Recently, machine learning methods have enjoyed resurgence in the oil and gas industry and provide applications to a wide variety of problems (Noshi et al. 2018). However, few address the important problem of field planning, which is the area of focus of this paper.
This paper introduces a machine learning-based framework for field planning and specifically addresses the problem of well location planning. Unsupervised learning is used to understand characteristics of the data, followed by the creation of a regression model trained on available data in a marginal oilfield to develop a prediction tool for well productivity. This data-based prediction tool is used in a workflow to optimize well locations under uncertainty, and then in another workflow, using an adaptation from modern portfolio theory (MPT) (Markowitz 1952), to evaluate recommended well locations. The latter workflow enables the operator to select a portfolio of wells to maximize returns at a given risk tolerance.

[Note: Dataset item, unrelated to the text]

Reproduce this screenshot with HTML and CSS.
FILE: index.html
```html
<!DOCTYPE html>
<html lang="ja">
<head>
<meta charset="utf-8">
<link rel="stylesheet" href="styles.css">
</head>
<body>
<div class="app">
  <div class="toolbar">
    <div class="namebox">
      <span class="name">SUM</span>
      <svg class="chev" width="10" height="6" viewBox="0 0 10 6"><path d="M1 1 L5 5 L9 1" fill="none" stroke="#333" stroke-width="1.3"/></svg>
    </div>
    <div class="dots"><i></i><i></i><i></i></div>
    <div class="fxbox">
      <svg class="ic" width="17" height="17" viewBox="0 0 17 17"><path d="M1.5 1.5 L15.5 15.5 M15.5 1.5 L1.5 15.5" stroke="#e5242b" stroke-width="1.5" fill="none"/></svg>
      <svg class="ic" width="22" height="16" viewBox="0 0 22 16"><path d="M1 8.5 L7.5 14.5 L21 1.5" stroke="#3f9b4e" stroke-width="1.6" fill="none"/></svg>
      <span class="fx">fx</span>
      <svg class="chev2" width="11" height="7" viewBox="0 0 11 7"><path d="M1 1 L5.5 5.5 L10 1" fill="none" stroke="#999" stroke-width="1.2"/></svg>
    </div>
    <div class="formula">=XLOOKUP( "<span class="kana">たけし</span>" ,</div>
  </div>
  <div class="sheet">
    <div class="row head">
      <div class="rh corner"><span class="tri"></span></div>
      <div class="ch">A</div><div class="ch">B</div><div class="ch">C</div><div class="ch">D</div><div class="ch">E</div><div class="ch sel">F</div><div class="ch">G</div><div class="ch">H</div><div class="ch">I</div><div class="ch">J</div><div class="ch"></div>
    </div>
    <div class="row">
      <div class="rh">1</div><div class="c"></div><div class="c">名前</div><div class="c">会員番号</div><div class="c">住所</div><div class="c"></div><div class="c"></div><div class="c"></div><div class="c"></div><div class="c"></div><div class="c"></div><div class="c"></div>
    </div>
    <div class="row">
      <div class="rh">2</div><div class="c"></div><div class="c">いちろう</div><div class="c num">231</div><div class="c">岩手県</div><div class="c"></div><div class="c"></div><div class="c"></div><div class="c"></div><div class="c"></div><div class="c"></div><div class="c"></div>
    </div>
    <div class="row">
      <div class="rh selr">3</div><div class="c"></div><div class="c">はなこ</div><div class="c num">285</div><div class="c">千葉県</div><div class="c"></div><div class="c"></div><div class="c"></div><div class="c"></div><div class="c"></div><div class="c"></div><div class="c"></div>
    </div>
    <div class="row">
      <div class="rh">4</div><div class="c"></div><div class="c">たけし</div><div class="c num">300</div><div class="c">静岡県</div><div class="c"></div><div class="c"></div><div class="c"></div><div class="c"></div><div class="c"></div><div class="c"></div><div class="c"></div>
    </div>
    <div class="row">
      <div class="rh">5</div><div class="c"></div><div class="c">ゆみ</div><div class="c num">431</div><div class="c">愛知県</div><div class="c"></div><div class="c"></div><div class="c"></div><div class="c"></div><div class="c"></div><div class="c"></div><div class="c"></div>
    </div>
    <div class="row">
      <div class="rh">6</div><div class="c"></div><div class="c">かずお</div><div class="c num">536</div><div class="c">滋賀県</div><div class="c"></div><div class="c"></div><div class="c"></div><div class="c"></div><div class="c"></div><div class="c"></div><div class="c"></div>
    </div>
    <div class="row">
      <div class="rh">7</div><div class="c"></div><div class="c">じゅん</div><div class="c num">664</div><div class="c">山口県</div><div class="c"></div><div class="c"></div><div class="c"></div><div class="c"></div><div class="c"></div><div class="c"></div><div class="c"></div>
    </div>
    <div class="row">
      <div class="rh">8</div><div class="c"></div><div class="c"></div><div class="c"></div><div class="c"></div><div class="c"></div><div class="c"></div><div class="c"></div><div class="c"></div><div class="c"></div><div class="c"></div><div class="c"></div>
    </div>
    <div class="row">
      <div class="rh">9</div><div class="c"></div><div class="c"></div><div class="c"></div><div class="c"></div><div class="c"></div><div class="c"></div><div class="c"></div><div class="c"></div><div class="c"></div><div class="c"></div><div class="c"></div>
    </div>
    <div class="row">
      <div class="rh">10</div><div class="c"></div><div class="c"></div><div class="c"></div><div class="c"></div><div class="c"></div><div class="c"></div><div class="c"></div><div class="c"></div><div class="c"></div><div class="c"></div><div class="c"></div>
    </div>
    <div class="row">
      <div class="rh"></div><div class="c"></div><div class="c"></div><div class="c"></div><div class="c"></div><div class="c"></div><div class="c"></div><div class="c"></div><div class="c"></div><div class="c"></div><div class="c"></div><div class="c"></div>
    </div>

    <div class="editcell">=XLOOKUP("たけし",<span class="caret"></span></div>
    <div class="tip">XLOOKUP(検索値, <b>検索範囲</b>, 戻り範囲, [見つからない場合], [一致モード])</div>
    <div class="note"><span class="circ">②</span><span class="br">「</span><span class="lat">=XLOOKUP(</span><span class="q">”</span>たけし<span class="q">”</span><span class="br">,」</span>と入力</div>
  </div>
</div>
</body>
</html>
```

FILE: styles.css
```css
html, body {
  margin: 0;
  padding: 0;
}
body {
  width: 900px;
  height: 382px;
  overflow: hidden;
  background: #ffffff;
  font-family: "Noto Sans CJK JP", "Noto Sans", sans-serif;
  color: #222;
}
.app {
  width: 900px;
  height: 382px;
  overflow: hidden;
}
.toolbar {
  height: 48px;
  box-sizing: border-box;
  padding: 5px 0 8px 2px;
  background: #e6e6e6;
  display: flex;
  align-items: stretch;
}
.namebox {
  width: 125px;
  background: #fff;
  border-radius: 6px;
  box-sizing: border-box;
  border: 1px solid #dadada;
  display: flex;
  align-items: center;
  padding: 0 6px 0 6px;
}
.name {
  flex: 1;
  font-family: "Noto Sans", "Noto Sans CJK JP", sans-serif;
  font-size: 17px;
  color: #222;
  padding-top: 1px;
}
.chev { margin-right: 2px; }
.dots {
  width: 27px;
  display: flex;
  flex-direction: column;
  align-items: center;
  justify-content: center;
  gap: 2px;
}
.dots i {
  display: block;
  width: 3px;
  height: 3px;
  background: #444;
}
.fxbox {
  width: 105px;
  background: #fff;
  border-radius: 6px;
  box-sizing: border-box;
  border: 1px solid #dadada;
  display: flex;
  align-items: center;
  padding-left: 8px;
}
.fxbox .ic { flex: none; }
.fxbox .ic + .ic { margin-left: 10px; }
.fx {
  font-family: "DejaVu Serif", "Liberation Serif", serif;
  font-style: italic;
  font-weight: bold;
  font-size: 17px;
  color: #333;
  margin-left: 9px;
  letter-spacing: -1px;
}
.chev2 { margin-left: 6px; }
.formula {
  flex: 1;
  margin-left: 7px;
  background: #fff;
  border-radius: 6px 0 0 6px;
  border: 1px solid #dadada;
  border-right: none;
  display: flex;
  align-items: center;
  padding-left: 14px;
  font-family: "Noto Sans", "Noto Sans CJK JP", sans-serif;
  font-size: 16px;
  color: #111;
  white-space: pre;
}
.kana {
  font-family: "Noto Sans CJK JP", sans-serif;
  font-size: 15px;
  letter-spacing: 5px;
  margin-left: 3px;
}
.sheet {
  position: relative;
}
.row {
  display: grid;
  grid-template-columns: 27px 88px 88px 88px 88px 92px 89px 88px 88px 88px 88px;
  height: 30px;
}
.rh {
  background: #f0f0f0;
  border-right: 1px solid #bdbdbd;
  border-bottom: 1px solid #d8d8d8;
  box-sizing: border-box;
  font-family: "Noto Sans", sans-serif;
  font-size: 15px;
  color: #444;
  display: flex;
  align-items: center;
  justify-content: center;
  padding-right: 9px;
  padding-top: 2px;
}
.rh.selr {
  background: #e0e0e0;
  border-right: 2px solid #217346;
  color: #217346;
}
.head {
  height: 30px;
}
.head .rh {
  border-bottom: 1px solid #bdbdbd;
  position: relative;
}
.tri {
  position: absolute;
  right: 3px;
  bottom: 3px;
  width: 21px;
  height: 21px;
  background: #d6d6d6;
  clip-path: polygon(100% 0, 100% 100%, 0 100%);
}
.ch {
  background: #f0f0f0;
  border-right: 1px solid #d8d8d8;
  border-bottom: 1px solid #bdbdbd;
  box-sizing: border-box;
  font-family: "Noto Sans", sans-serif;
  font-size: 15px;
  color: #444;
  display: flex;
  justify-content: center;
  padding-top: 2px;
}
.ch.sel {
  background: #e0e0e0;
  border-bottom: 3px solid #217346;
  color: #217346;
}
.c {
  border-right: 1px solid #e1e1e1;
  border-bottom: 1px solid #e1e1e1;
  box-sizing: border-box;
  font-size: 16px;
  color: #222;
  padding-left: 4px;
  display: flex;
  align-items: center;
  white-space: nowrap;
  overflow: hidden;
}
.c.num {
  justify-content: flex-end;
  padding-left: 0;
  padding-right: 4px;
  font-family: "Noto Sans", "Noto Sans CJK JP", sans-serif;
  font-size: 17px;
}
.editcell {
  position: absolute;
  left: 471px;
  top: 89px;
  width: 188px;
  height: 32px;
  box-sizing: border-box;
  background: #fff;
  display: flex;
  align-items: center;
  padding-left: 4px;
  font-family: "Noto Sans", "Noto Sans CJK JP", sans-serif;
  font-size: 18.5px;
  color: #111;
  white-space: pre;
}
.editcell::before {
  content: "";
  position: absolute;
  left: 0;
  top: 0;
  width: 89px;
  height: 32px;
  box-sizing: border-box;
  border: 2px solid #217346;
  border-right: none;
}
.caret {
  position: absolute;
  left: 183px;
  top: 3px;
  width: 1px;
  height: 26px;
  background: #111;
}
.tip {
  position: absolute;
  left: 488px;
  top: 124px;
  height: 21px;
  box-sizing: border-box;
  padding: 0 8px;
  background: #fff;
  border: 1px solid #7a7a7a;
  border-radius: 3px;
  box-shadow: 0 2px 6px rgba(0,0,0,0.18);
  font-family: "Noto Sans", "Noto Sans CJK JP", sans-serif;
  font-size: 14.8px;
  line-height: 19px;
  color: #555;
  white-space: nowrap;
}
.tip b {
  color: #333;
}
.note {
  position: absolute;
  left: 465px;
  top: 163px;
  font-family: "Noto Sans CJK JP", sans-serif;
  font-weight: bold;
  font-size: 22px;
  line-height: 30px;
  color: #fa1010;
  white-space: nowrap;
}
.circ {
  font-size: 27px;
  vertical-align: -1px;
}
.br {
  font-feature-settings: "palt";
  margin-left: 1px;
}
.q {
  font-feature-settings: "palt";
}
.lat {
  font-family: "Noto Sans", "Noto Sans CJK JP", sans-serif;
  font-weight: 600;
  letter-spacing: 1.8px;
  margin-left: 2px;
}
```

Both workflows are applicable to plays where drainage areas for wells are small; consequently, a well can be assumed to produce independently of other wells. This assumption is true for both early-stage shale plays and conventional fields in tight rocks.
As compared to traditional reservoirs, a very large number of wells are drilled in shale plays, generating a very large amount of data that existing productivity prediction tools, such as reservoir simulators, find difficult to consume and use in practical timeframes. The presented framework is attractive for shales because it can easily handle large datasets.
The framework accounts explicitly for risk resulting from uncertainty in well productivity and uses data typically acquired in the field, but not used currently for field planning.